Technique connects known, unknown EURs, manages expectations

March 2, 2015
Reserves reports often rely on volumetric probabilistic EUR assessments while remaining vague or silent on how these estimates relate to what is actually known or proven.

Doug Tierney
Encana Services Co. Ltd.
Denver

Reserves reports often rely on volumetric probabilistic EUR assessments while remaining vague or silent on how these estimates relate to what is actually known or proven. In some respects, they avoid reporting on fully risked volumes. The consuming audience should be cautious about assuming these reports represent expectations. Doing so may lead to serious overstatement or confusion regarding expectations. Rather they are probabilistic output from geoscience exercises fraught with assumptions. Often, there is a clear need to reconcile various sources of information so that stakeholders can coalesce around a robust, shared view of resource potential.

The examples contained here address a few of these issues, as well as demonstrate a useful technique to render reasonable expectations across a broader range of uncertain outcomes associated with newer and emerging fields or plays.

A logical graphical technique connects known and unknown EUR figures properly to manage expectations, along with a few practical examples. Governed by the central limit theorem, the idea is that expected ultimate recovery size range for a prospect should be lognormal.

Managing expectations

Upon establishment of commerciality, however, there are volumes of remaining recovery for which the evaluator should be absolutely certain (the known). When these certain volumes are added to a lognormal resource size distribution (RSD) of what remains-to-be discovered or proven (the unknown), the resulting curve will exhibit downward concavity; that is, it is no longer lognormal.

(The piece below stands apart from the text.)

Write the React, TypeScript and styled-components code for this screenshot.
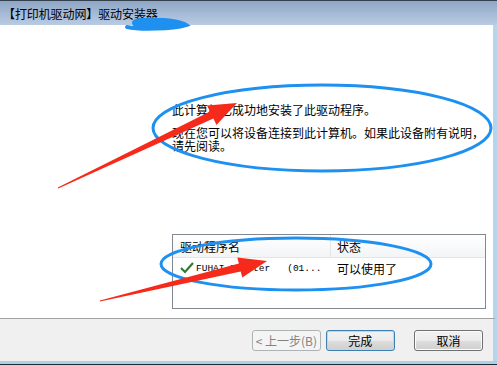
import React from 'react';
import styled, { createGlobalStyle } from 'styled-components';

const GlobalStyle = createGlobalStyle`
  html, body {
    margin: 0;
    padding: 0;
    background: #ffffff;
  }
  body {
    font-family: 'Noto Sans CJK SC', 'DejaVu Sans', sans-serif;
    font-size: 12px;
    color: #000000;
  }
`;

const CJK = `'Noto Sans CJK SC', 'Noto Sans', sans-serif`;

export default function App() {
  return (
    <>
      <GlobalStyle />
      <Window>
        <TitleBar>
          <Title>【打印机驱动网】驱动安装器</Title>
        </TitleBar>
        <Body>
          <SidePanel />
          <Content>
            <Message>
              <Para>此计算机已成功地安装了此驱动程序。</Para>
              <Para>
                现在您可以将设备连接到此计算机。如果此设备附有说明，
                <br />
                请先阅读。
              </Para>
            </Message>
            <DriverList>
              <HeaderRow>
                <NameCell>驱动程序名</NameCell>
                <StatusCell $header>状态</StatusCell>
              </HeaderRow>
              <DriverRow>
                <NameCell>
                  <CheckIcon />
                  <DriverName>FUHAI Printer   (01...</DriverName>
                </NameCell>
                <StatusCell>可以使用了</StatusCell>
              </DriverRow>
            </DriverList>
          </Content>
        </Body>
        <ButtonBar>
          <Button disabled>&lt; 上一步(B)</Button>
          <Button $primary>完成</Button>
          <Spacer />
          <Button>取消</Button>
        </ButtonBar>
        <BottomFrame />
        <Annotations />
      </Window>
    </>
  );
}

function CheckIcon() {
  return (
    <svg width="14" height="12" viewBox="0 0 14 12">
      <path d="M1 6 L5 10 L13 1" fill="none" stroke="#2d7d2d" strokeWidth="2.2" strokeLinejoin="miter" />
    </svg>
  );
}

// blue circles and red arrows drawn on top of the screenshot
function Annotations() {
  return (
    <Overlay width="497" height="365" viewBox="0 0 497 365">
      <path
        d="M127 27 C140 30 172 29 186 25 C180 21 165 19 140 20 C134 21 132 23 136 25"
        stroke="#1e90f0"
        strokeWidth="4"
        fill="#1e90f0"
        strokeLinecap="round"
      />
      <ellipse cx="322" cy="128" rx="169" ry="43" fill="none" stroke="#1e90f0" strokeWidth="3" />
      <ellipse cx="296" cy="264" rx="135" ry="26" fill="none" stroke="#1e90f0" strokeWidth="3" />
      <polygon
        points="58.2,188.6 213.4,118.6 216.5,125 237,103 207,105.6 210,111.4 57.8,187.4"
        fill="#f52a1a"
      />
      <polygon
        points="100,301.6 240.7,271.4 242.3,277.6 267,261 237.3,257.4 238.9,263.6 100,300.4"
        fill="#f52a1a"
      />
    </Overlay>
  );
}

const Window = styled.div`
  position: relative;
  width: 497px;
  height: 365px;
  display: flex;
  flex-direction: column;
  background: #ffffff;
  overflow: hidden;
`;

const TitleBar = styled.div`
  height: 24px;
  border-top: 1px solid #33404e;
  background: linear-gradient(to bottom, #8ea5c4, #a9bdd8 60%, #b9cbe2);
  display: flex;
  align-items: center;
  padding-left: 3px;
`;

const Title = styled.span`
  font-family: ${CJK};
  font-size: 12px;
  color: #000000;
  letter-spacing: -0.1px;
`;

const Body = styled.div`
  flex: 1;
  display: flex;
  border-right: 4px solid #b4d6ec;
  border-bottom: 1px solid #a0a0a0;
`;

const SidePanel = styled.div`
  width: 172px;
  background: #ffffff;
`;

const Content = styled.div`
  flex: 1;
  display: flex;
  flex-direction: column;
  padding: 78px 7px 9px 0;
`;

const Message = styled.div`
  font-family: ${CJK};
  font-size: 12px;
  line-height: 13px;
`;

const Para = styled.p`
  margin: 0 0 10px 0;
`;

const DriverList = styled.div`
  margin-top: auto;
  height: 73px;
  border: 1px solid #828790;
  background: #ffffff;
`;

const HeaderRow = styled.div`
  display: flex;
  height: 22px;
  align-items: center;
  background: linear-gradient(to bottom, #ffffff, #f3f4f6);
  border-bottom: 1px solid #e3e5e8;
`;

const DriverRow = styled.div`
  display: flex;
  height: 20px;
  align-items: center;
`;

const NameCell = styled.div`
  width: 150px;
  padding-left: 7px;
  display: flex;
  align-items: center;
  gap: 2px;
  font-family: ${CJK};
  font-size: 12px;
`;

const StatusCell = styled.div<{ $header?: boolean }>`
  flex: 1;
  align-self: stretch;
  display: flex;
  align-items: center;
  padding-left: 6px;
  font-family: ${CJK};
  font-size: 12px;
  border-left: ${(p) => (p.$header ? '1px solid #e3e5e8' : '1px solid transparent')};
`;

const DriverName = styled.span`
  font-family: 'Liberation Mono', monospace;
  font-size: 9.5px;
  white-space: pre;
`;

const ButtonBar = styled.div`
  height: 42px;
  background: #f0f0f0;
  border-right: 4px solid #b4d6ec;
  display: flex;
  align-items: center;
  padding: 0 10px 0 252px;
  gap: 5px;
`;

const Spacer = styled.div`
  width: 10px;
`;

const Button = styled.button<{ $primary?: boolean }>`
  width: 72px;
  height: 21px;
  padding: 0;
  font-family: ${CJK};
  font-size: 12px;
  color: #000000;
  border-radius: 3px;
  border: 1px solid ${(p) => (p.$primary ? '#3c7fb1' : '#707070')};
  background: linear-gradient(to bottom, #f2f2f2 0%, #ebebeb 50%, #dddddd 51%, #cfcfcf 100%);
  box-shadow: ${(p) => (p.$primary ? 'inset 0 0 0 1px #a8e0f7' : 'inset 0 0 0 1px #fcfcfc')};

  &:disabled {
    color: #838383;
    border-color: #adb2b5;
    background: #f4f4f4;
    box-shadow: none;
  }
`;

const BottomFrame = styled.div`
  height: 3px;
  background: #a9d2e9;
  border-bottom: 1px solid #1f2a33;
`;

const Overlay = styled.svg`
  position: absolute;
  left: 0;
  top: 0;
  pointer-events: none;
`;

The technique involves six primary steps:

Step 1. Determine what ultimate recovery is known with absolute or near-absolute certainty. If a current and credible proved reserve figure is available, the known value should be somewhat lower, as proved reserves only need to pass a "reasonable certainty" test, typically around the 90th percentile (P90).

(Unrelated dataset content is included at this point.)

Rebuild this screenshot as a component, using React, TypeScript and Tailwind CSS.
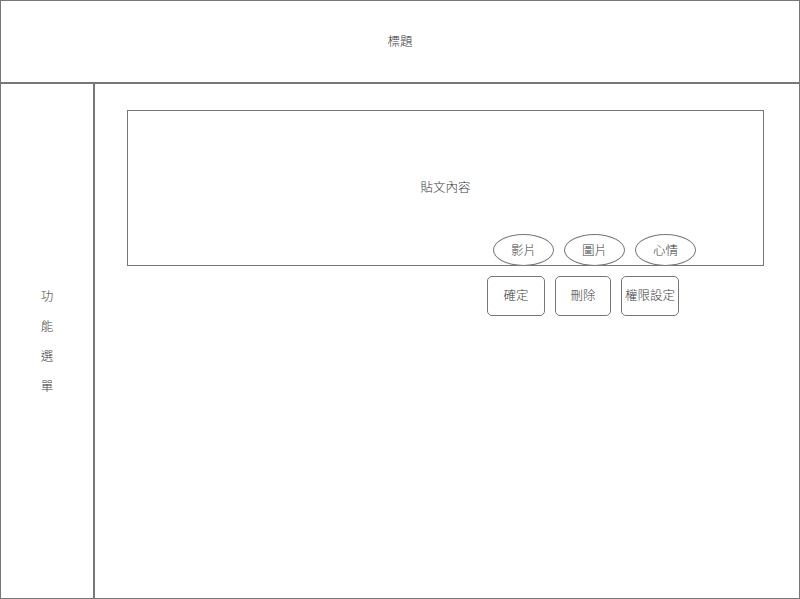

Step 2. Determine the maximum expected EUR. In the parlance of exceedence probability, this is the P1. In practice, this number should be uncomfortably large because there is 99% certainty the ultimate recovery will be less than this figure. P1 is rarely mapped and commonly extrapolated from rigorous volumetric assessments with which geoscientists are more comfortable.

Step 3. Subtract the known figure from the P1 EUR determined in Step 2. This is the P1 of what is yet-to-be discovered or proven over time.

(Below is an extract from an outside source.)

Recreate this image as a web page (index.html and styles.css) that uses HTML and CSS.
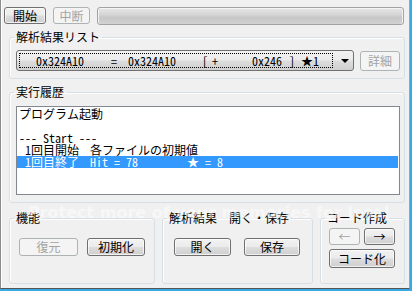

Step 4. Determine a small but practical yet-to-be discovered volume beyond the known figure. As we will be working on a log scale, it is impractical to assume very small numbers. The choice should be within the fidelity of the known figure but adequately small to represent the unknown P99.

Step 5. On lognormal-probability paper, plot the P99-P1 line from the points to describe the RSD for what is unknown (yet-to-be discovered or proven).

Step 6. Add the known figure to the unknown RSD to calculate the EUR expectation curve.

Note that choosing the points for Steps 1, 2, and 4 is subjective, and in practice this is where art meets science.

When you finish these steps, the efficacy of the method should be tested. For instance, calculated remaining recoverable resource-to-production ratios (R /P ratios) should be commensurate with appropriate probabilities. If a credible and current proved reserve figure is available, it should intersect the curve at a percentile that is "reasonably certain," somewhere around P90. If the resulting curve is unreasonable, the input assumptions should be revised and the process repeated.

Expectations of EUR are dynamic over time. As more information is gathered, the EUR-RSD curve will change. Typically, this change occurs from testing and condemning certain ideas that reduce the upper end of the curve. On the lower end, ever increasing cumulative production and rigorous updates to the proved reserves assessment provide increases in EUR.

Next are a few examples to demonstrate the application of the technique.

Application

In the Bakken play, there are multiple sources of reserves and resources (Fig. 1). US Energy Information Administration (EIA) and US Geological Survey (USGS) figures were published with an effective date of yearend (YE) 2012, which is noted for reference.1 2

More recently, an operator published data that is much larger than the government published figures.3 The numbers differ, which is common and understandable for different evaluation vintages, as do the context, opinions, and biases of the evaluators. Confirming which estimates are correct could take another decade, but plotting the information allows us to make a few quick observations:

• The USGS appears 98% sure the proved reserves for the play will double.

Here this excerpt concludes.